• **WHAT NEEDS TO BE DONE**
Count each line in which the word "Emit" appears. Reply with the total and nothing more.

---- EXCERPTED RECORDS

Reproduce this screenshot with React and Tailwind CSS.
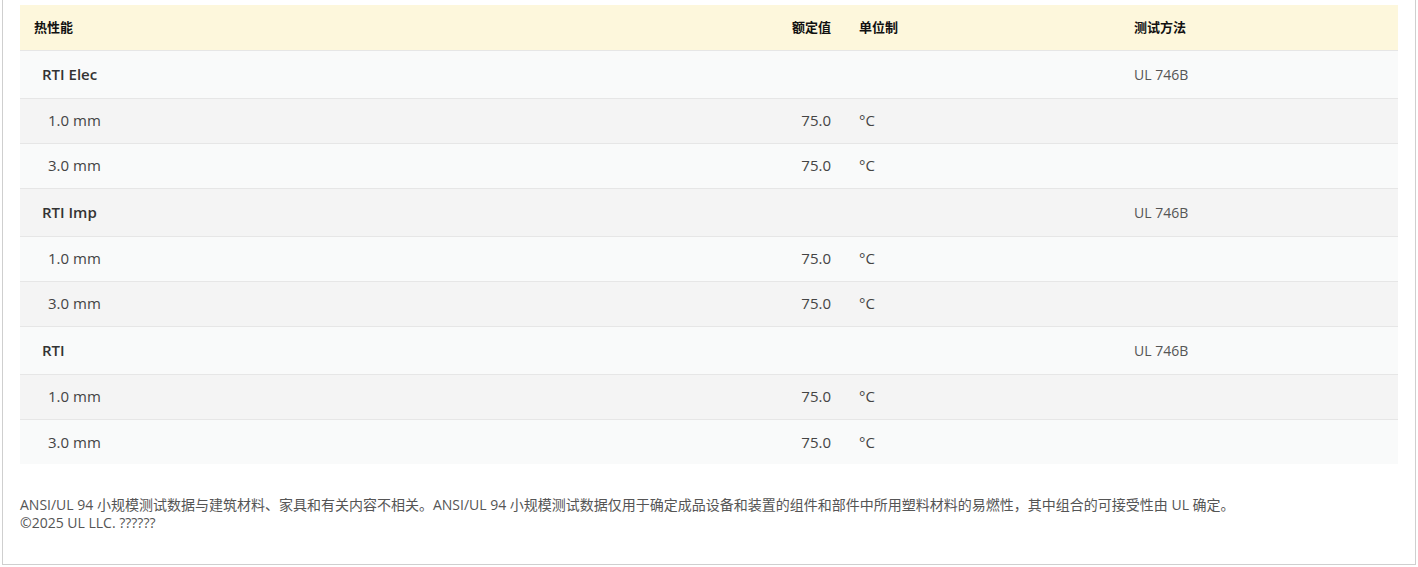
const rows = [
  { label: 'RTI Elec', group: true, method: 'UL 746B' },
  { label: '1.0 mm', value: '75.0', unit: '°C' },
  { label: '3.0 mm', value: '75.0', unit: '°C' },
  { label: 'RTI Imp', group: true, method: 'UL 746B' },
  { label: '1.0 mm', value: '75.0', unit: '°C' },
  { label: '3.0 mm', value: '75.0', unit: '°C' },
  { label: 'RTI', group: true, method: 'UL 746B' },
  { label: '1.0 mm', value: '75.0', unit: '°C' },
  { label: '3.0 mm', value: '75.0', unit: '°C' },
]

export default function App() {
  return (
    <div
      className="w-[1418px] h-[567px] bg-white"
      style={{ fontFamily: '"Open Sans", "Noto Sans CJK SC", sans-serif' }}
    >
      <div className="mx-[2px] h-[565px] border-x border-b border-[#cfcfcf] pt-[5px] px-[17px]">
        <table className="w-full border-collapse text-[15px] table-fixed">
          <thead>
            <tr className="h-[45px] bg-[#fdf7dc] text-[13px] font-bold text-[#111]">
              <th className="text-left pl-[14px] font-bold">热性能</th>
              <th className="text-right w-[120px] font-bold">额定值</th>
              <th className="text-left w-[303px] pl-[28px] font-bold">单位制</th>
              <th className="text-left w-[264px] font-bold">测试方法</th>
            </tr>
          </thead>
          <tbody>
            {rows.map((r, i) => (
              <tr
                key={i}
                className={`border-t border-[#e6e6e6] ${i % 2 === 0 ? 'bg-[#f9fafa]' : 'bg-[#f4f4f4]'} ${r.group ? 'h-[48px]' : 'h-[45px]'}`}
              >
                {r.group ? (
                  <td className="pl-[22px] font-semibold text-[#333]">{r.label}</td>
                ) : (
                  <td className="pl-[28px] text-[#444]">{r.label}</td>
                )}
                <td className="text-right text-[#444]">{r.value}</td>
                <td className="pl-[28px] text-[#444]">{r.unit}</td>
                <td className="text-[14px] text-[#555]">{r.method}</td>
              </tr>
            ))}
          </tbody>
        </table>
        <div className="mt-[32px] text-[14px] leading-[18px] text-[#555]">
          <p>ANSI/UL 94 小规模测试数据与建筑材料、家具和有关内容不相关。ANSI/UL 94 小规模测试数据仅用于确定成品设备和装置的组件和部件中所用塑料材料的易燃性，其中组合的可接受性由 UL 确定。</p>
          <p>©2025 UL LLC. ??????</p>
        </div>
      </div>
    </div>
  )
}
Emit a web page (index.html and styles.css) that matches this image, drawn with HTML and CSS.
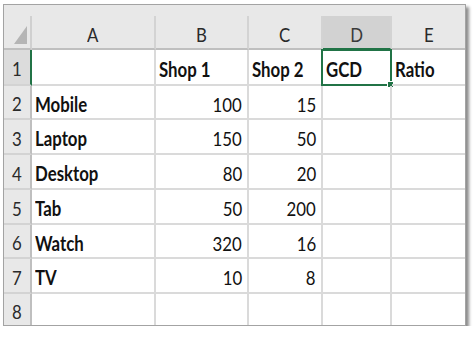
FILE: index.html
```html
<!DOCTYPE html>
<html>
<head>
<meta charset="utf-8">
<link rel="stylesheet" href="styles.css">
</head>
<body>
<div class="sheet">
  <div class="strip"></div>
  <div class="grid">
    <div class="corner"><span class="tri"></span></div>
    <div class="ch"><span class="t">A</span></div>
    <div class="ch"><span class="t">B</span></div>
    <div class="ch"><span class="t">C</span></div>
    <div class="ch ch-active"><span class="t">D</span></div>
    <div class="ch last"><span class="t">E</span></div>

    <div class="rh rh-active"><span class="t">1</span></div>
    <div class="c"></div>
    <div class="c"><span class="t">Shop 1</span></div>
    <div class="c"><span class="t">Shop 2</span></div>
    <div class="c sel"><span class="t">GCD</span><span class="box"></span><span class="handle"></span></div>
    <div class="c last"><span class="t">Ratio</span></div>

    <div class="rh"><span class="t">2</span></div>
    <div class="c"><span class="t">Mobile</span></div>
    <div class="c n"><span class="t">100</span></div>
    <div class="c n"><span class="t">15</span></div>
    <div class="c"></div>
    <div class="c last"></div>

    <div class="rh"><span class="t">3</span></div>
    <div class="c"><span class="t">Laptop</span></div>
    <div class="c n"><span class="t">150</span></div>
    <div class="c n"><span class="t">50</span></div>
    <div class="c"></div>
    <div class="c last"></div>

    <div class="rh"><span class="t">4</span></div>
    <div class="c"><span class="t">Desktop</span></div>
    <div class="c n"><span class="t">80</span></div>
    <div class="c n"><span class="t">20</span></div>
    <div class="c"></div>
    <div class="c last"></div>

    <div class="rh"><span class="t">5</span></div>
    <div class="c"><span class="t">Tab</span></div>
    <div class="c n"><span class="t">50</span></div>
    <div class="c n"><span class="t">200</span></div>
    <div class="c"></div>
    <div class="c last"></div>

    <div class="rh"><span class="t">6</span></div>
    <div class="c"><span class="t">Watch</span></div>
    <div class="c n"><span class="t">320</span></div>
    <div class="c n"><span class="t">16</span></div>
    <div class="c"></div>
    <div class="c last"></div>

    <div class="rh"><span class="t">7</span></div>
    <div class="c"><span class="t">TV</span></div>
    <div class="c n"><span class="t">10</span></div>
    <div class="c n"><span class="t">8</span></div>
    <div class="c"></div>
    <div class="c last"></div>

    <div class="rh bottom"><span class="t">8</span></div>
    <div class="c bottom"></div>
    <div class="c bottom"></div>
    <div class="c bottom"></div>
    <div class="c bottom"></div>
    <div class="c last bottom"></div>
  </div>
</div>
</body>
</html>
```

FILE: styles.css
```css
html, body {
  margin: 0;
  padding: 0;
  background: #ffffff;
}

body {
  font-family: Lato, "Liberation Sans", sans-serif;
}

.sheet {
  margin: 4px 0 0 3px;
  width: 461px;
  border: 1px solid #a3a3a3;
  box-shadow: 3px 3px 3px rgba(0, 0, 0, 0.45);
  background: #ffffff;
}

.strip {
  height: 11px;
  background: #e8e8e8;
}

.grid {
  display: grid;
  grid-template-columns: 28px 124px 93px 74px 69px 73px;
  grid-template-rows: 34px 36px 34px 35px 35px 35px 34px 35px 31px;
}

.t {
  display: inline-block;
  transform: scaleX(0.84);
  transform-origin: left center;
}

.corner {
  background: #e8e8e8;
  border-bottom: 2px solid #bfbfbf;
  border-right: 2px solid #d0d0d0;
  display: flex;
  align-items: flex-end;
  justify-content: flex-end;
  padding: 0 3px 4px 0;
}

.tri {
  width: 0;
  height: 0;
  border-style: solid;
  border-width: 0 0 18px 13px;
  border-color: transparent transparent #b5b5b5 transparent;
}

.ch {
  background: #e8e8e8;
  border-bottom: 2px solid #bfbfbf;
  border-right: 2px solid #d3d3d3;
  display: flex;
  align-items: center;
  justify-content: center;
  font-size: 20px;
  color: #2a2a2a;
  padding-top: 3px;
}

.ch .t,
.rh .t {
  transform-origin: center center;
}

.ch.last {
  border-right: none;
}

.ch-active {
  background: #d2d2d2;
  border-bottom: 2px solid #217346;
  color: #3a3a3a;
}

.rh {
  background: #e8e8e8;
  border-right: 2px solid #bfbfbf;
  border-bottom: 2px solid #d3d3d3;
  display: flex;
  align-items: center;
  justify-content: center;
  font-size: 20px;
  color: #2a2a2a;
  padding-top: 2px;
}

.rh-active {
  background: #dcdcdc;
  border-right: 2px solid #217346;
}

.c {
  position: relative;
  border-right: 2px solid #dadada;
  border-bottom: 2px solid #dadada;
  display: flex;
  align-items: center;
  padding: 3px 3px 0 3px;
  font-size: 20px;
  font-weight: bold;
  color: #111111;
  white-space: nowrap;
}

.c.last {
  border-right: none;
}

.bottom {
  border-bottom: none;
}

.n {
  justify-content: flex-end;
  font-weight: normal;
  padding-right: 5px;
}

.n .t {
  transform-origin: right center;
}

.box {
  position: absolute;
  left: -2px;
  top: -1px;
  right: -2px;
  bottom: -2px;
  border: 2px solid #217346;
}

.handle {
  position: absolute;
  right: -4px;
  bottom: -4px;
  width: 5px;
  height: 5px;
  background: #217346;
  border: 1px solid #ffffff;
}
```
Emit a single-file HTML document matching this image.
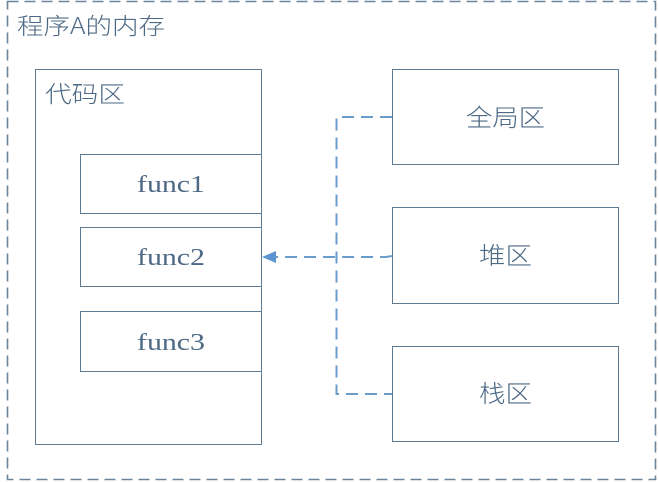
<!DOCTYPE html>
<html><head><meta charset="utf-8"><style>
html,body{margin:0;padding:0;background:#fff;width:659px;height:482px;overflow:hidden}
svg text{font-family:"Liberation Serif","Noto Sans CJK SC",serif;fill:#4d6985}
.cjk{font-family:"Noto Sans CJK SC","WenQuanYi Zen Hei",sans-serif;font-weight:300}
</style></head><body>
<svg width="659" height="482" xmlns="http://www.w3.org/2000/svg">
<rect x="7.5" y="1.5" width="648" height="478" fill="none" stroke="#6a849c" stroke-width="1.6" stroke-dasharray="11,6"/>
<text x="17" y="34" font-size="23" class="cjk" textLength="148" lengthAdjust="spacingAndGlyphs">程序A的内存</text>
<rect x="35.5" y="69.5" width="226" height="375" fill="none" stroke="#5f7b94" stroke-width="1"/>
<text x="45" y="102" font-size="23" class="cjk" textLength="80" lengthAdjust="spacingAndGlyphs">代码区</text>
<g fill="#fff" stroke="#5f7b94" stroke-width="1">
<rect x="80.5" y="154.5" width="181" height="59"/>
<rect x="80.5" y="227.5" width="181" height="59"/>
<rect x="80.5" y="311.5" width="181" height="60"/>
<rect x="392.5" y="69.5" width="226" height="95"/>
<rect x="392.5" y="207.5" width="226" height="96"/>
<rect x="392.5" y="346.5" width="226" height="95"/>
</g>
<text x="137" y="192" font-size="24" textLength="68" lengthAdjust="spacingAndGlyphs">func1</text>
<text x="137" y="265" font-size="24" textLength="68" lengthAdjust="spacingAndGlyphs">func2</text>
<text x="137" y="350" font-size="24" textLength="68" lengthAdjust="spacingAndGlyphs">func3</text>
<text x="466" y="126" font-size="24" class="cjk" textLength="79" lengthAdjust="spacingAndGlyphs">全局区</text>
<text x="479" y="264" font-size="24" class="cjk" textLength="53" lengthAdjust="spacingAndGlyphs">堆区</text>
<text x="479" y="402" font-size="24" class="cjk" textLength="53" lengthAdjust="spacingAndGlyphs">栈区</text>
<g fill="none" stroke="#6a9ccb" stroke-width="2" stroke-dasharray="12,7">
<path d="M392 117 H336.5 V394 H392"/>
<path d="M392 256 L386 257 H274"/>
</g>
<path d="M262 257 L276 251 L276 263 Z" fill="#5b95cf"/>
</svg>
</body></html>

--------

• **ANSWER TO THIS TASK**
2